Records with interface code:
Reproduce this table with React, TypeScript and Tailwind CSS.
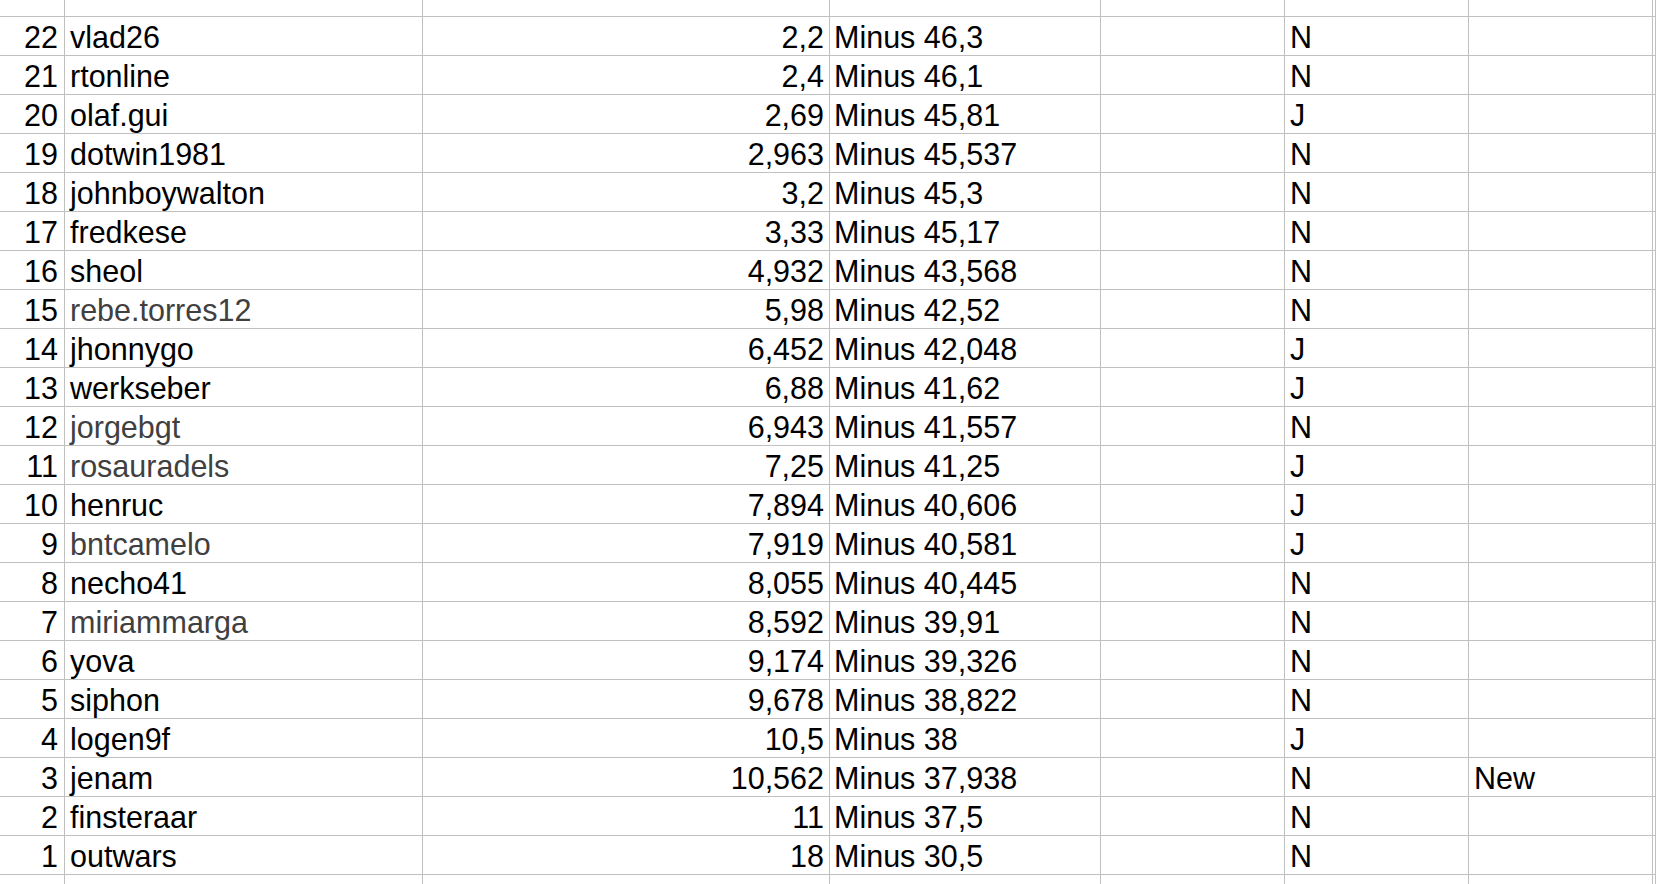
type Row = {
  rank: number
  name: string
  value: string
  minus: string
  flag: 'J' | 'N'
  note?: string
  muted?: boolean
}

const rows: Row[] = [
  { rank: 22, name: 'vlad26', value: '2,2', minus: 'Minus 46,3', flag: 'N' },
  { rank: 21, name: 'rtonline', value: '2,4', minus: 'Minus 46,1', flag: 'N' },
  { rank: 20, name: 'olaf.gui', value: '2,69', minus: 'Minus 45,81', flag: 'J' },
  { rank: 19, name: 'dotwin1981', value: '2,963', minus: 'Minus 45,537', flag: 'N' },
  { rank: 18, name: 'johnboywalton', value: '3,2', minus: 'Minus 45,3', flag: 'N' },
  { rank: 17, name: 'fredkese', value: '3,33', minus: 'Minus 45,17', flag: 'N' },
  { rank: 16, name: 'sheol', value: '4,932', minus: 'Minus 43,568', flag: 'N' },
  { rank: 15, name: 'rebe.torres12', value: '5,98', minus: 'Minus 42,52', flag: 'N', muted: true },
  { rank: 14, name: 'jhonnygo', value: '6,452', minus: 'Minus 42,048', flag: 'J' },
  { rank: 13, name: 'werkseber', value: '6,88', minus: 'Minus 41,62', flag: 'J' },
  { rank: 12, name: 'jorgebgt', value: '6,943', minus: 'Minus 41,557', flag: 'N', muted: true },
  { rank: 11, name: 'rosauradels', value: '7,25', minus: 'Minus 41,25', flag: 'J', muted: true },
  { rank: 10, name: 'henruc', value: '7,894', minus: 'Minus 40,606', flag: 'J' },
  { rank: 9, name: 'bntcamelo', value: '7,919', minus: 'Minus 40,581', flag: 'J', muted: true },
  { rank: 8, name: 'necho41', value: '8,055', minus: 'Minus 40,445', flag: 'N' },
  { rank: 7, name: 'miriammarga', value: '8,592', minus: 'Minus 39,91', flag: 'N', muted: true },
  { rank: 6, name: 'yova', value: '9,174', minus: 'Minus 39,326', flag: 'N' },
  { rank: 5, name: 'siphon', value: '9,678', minus: 'Minus 38,822', flag: 'N' },
  { rank: 4, name: 'logen9f', value: '10,5', minus: 'Minus 38', flag: 'J' },
  { rank: 3, name: 'jenam', value: '10,562', minus: 'Minus 37,938', flag: 'N', note: 'New' },
  { rank: 2, name: 'finsteraar', value: '11', minus: 'Minus 37,5', flag: 'N' },
  { rank: 1, name: 'outwars', value: '18', minus: 'Minus 30,5', flag: 'N' },
]

const cell =
  'h-[39px] border-r border-b border-[#c0c0c0] pt-[3px] leading-[35px] whitespace-nowrap overflow-hidden'

function EmptyRow({ tall }: { tall?: boolean }) {
  const h = tall ? 'h-[39px]' : 'h-[17px]'
  return (
    <>
      {Array.from({ length: 8 }).map((_, i) => (
        <div key={i} className={`${h} border-r border-b border-[#c0c0c0]`} />
      ))}
    </>
  )
}

export default function App() {
  return (
    <div className="h-[884px] overflow-hidden bg-white text-black font-['Liberation_Sans',Arial,sans-serif] text-[30.5px]">
      <div className="grid grid-cols-[65px_358px_407px_271px_184px_184px_184px_1fr]">
        <EmptyRow />
        {rows.map((row) => (
          <div key={row.rank} className="contents">
            <div className={`${cell} pr-[6px] text-right`}>{row.rank}</div>
            <div className={`${cell} pl-[5px] ${row.muted ? 'text-[#404040]' : ''}`}>{row.name}</div>
            <div className={`${cell} pr-[5px] text-right`}>{row.value}</div>
            <div className={`${cell} pl-[4px]`}>{row.minus}</div>
            <div className={cell} />
            <div className={`${cell} pl-[5px]`}>{row.flag}</div>
            <div className={`${cell} pl-[5px]`}>{row.note ?? ''}</div>
            <div className={cell} />
          </div>
        ))}
        <EmptyRow tall />
      </div>
    </div>
  )
}
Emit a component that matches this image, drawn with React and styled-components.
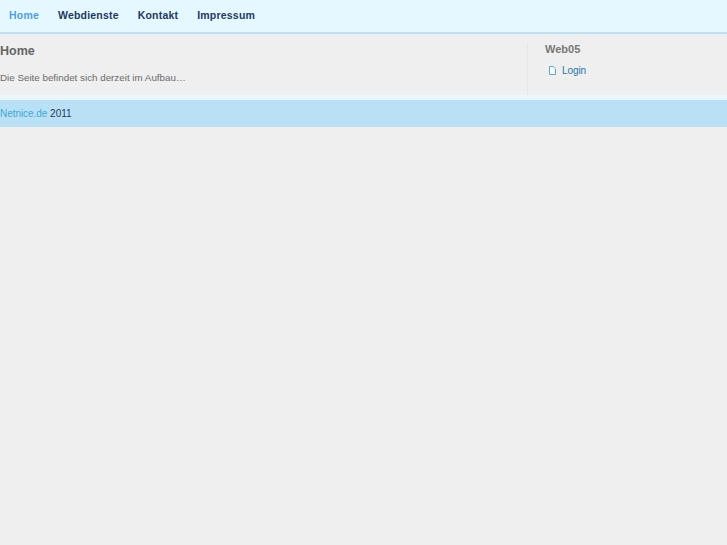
import React from 'react'
import styled, { createGlobalStyle } from 'styled-components'

const Global = createGlobalStyle`
  html, body { margin: 0; padding: 0; background: #efefef; }
  body { font-family: "Liberation Sans", Arial, sans-serif; font-size: 10px; color: #666; }
`

const Nav = styled.nav`
  display: flex;
  align-items: center;
  box-sizing: border-box;
  height: 34px;
  padding: 0 0 2px 9px;
  gap: 19px;
  background: #e5f7ff;
  border-bottom: 2px solid #bae0f5;
`

const NavLink = styled.a`
  font-size: 10.5px;
  font-weight: bold;
  letter-spacing: 0.2px;
  color: ${p => (p.$active ? '#4c9eea' : '#1b3a63')};
`

const Strip = styled.div`
  display: flex;
  height: 66px;
  background: linear-gradient(#efefef 61px, #eaf8fd 61px);
`

const Main = styled.main`
  width: 527px;
  height: 52px;
  margin-top: 9px;
  border-right: 1px solid #e3e7ea;
`

const Title = styled.h1`
  margin: 0;
  font-size: 12.5px;
  line-height: 16px;
  color: #666;
`

const Text = styled.p`
  margin: 13px 0 0;
  font-size: 9.8px;
  line-height: 12px;
  color: #6b6b6b;
`

const Side = styled.aside`
  padding: 8px 0 0 17px;
`

const SideTitle = styled.h2`
  margin: 0;
  font-size: 11px;
  line-height: 14px;
  color: #777;
`

const LoginRow = styled.a`
  display: flex;
  align-items: center;
  gap: 6px;
  margin: 9px 0 0 4px;
  font-size: 10px;
  line-height: 11px;
  letter-spacing: -0.1px;
  color: #1f78ac;
`

const Footer = styled.footer`
  height: 27px;
  line-height: 27px;
  background: #bae0f5;
  font-size: 10px;
  color: #1b3a63;
`

const FooterLink = styled.a`
  color: #3aa9d4;
  letter-spacing: -0.05px;
`

const PageIcon = () => (
  <svg width="7" height="9" viewBox="0 0 7 9" fill="#f5fbfe" stroke="#5fa5d0" strokeWidth="1">
    <path d="M.5.5h3.700L6.500 2.800V8.500H.5z" />
  </svg>
)

export default function App() {
  return (
    <>
      <Global />
      <Nav>
        <NavLink $active>Home</NavLink>
        <NavLink>Webdienste</NavLink>
        <NavLink>Kontakt</NavLink>
        <NavLink>Impressum</NavLink>
      </Nav>
      <Strip>
        <Main>
          <Title>Home</Title>
          <Text>Die Seite befindet sich derzeit im Aufbau…</Text>
        </Main>
        <Side>
          <SideTitle>Web05</SideTitle>
          <LoginRow><PageIcon />Login</LoginRow>
        </Side>
      </Strip>
      <Footer><FooterLink>Netnice.de</FooterLink> 2011</Footer>
    </>
  )
}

- **WORK TO COMPLETE**
All of the records need repeating exactly, except for the pictures.

- **THE ANSWER**
Reproduce this table with React, TypeScript and Tailwind CSS.
type Row = {
  rank: number
  name: string
  value: string
  minus: string
  flag: 'J' | 'N'
  note?: string
  muted?: boolean
}

const rows: Row[] = [
  { rank: 22, name: 'vlad26', value: '2,2', minus: 'Minus 46,3', flag: 'N' },
  { rank: 21, name: 'rtonline', value: '2,4', minus: 'Minus 46,1', flag: 'N' },
  { rank: 20, name: 'olaf.gui', value: '2,69', minus: 'Minus 45,81', flag: 'J' },
  { rank: 19, name: 'dotwin1981', value: '2,963', minus: 'Minus 45,537', flag: 'N' },
  { rank: 18, name: 'johnboywalton', value: '3,2', minus: 'Minus 45,3', flag: 'N' },
  { rank: 17, name: 'fredkese', value: '3,33', minus: 'Minus 45,17', flag: 'N' },
  { rank: 16, name: 'sheol', value: '4,932', minus: 'Minus 43,568', flag: 'N' },
  { rank: 15, name: 'rebe.torres12', value: '5,98', minus: 'Minus 42,52', flag: 'N', muted: true },
  { rank: 14, name: 'jhonnygo', value: '6,452', minus: 'Minus 42,048', flag: 'J' },
  { rank: 13, name: 'werkseber', value: '6,88', minus: 'Minus 41,62', flag: 'J' },
  { rank: 12, name: 'jorgebgt', value: '6,943', minus: 'Minus 41,557', flag: 'N', muted: true },
  { rank: 11, name: 'rosauradels', value: '7,25', minus: 'Minus 41,25', flag: 'J', muted: true },
  { rank: 10, name: 'henruc', value: '7,894', minus: 'Minus 40,606', flag: 'J' },
  { rank: 9, name: 'bntcamelo', value: '7,919', minus: 'Minus 40,581', flag: 'J', muted: true },
  { rank: 8, name: 'necho41', value: '8,055', minus: 'Minus 40,445', flag: 'N' },
  { rank: 7, name: 'miriammarga', value: '8,592', minus: 'Minus 39,91', flag: 'N', muted: true },
  { rank: 6, name: 'yova', value: '9,174', minus: 'Minus 39,326', flag: 'N' },
  { rank: 5, name: 'siphon', value: '9,678', minus: 'Minus 38,822', flag: 'N' },
  { rank: 4, name: 'logen9f', value: '10,5', minus: 'Minus 38', flag: 'J' },
  { rank: 3, name: 'jenam', value: '10,562', minus: 'Minus 37,938', flag: 'N', note: 'New' },
  { rank: 2, name: 'finsteraar', value: '11', minus: 'Minus 37,5', flag: 'N' },
  { rank: 1, name: 'outwars', value: '18', minus: 'Minus 30,5', flag: 'N' },
]

const cell =
  'h-[39px] border-r border-b border-[#c0c0c0] pt-[3px] leading-[35px] whitespace-nowrap overflow-hidden'

function EmptyRow({ tall }: { tall?: boolean }) {
  const h = tall ? 'h-[39px]' : 'h-[17px]'
  return (
    <>
      {Array.from({ length: 8 }).map((_, i) => (
        <div key={i} className={`${h} border-r border-b border-[#c0c0c0]`} />
      ))}
    </>
  )
}

export default function App() {
  return (
    <div className="h-[884px] overflow-hidden bg-white text-black font-['Liberation_Sans',Arial,sans-serif] text-[30.5px]">
      <div className="grid grid-cols-[65px_358px_407px_271px_184px_184px_184px_1fr]">
        <EmptyRow />
        {rows.map((row) => (
          <div key={row.rank} className="contents">
            <div className={`${cell} pr-[6px] text-right`}>{row.rank}</div>
            <div className={`${cell} pl-[5px] ${row.muted ? 'text-[#404040]' : ''}`}>{row.name}</div>
            <div className={`${cell} pr-[5px] text-right`}>{row.value}</div>
            <div className={`${cell} pl-[4px]`}>{row.minus}</div>
            <div className={cell} />
            <div className={`${cell} pl-[5px]`}>{row.flag}</div>
            <div className={`${cell} pl-[5px]`}>{row.note ?? ''}</div>
            <div className={cell} />
          </div>
        ))}
        <EmptyRow tall />
      </div>
    </div>
  )
}
Emit a component that matches this image, drawn with React and styled-components.
import React from 'react'
import styled, { createGlobalStyle } from 'styled-components'

const Global = createGlobalStyle`
  html, body { margin: 0; padding: 0; background: #efefef; }
  body { font-family: "Liberation Sans", Arial, sans-serif; font-size: 10px; color: #666; }
`

const Nav = styled.nav`
  display: flex;
  align-items: center;
  box-sizing: border-box;
  height: 34px;
  padding: 0 0 2px 9px;
  gap: 19px;
  background: #e5f7ff;
  border-bottom: 2px solid #bae0f5;
`

const NavLink = styled.a`
  font-size: 10.5px;
  font-weight: bold;
  letter-spacing: 0.2px;
  color: ${p => (p.$active ? '#4c9eea' : '#1b3a63')};
`

const Strip = styled.div`
  display: flex;
  height: 66px;
  background: linear-gradient(#efefef 61px, #eaf8fd 61px);
`

const Main = styled.main`
  width: 527px;
  height: 52px;
  margin-top: 9px;
  border-right: 1px solid #e3e7ea;
`

const Title = styled.h1`
  margin: 0;
  font-size: 12.5px;
  line-height: 16px;
  color: #666;
`

const Text = styled.p`
  margin: 13px 0 0;
  font-size: 9.8px;
  line-height: 12px;
  color: #6b6b6b;
`

const Side = styled.aside`
  padding: 8px 0 0 17px;
`

const SideTitle = styled.h2`
  margin: 0;
  font-size: 11px;
  line-height: 14px;
  color: #777;
`

const LoginRow = styled.a`
  display: flex;
  align-items: center;
  gap: 6px;
  margin: 9px 0 0 4px;
  font-size: 10px;
  line-height: 11px;
  letter-spacing: -0.1px;
  color: #1f78ac;
`

const Footer = styled.footer`
  height: 27px;
  line-height: 27px;
  background: #bae0f5;
  font-size: 10px;
  color: #1b3a63;
`

const FooterLink = styled.a`
  color: #3aa9d4;
  letter-spacing: -0.05px;
`

const PageIcon = () => (
  <svg width="7" height="9" viewBox="0 0 7 9" fill="#f5fbfe" stroke="#5fa5d0" strokeWidth="1">
    <path d="M.5.5h3.700L6.500 2.800V8.500H.5z" />
  </svg>
)

export default function App() {
  return (
    <>
      <Global />
      <Nav>
        <NavLink $active>Home</NavLink>
        <NavLink>Webdienste</NavLink>
        <NavLink>Kontakt</NavLink>
        <NavLink>Impressum</NavLink>
      </Nav>
      <Strip>
        <Main>
          <Title>Home</Title>
          <Text>Die Seite befindet sich derzeit im Aufbau…</Text>
        </Main>
        <Side>
          <SideTitle>Web05</SideTitle>
          <LoginRow><PageIcon />Login</LoginRow>
        </Side>
      </Strip>
      <Footer><FooterLink>Netnice.de</FooterLink> 2011</Footer>
    </>
  )
}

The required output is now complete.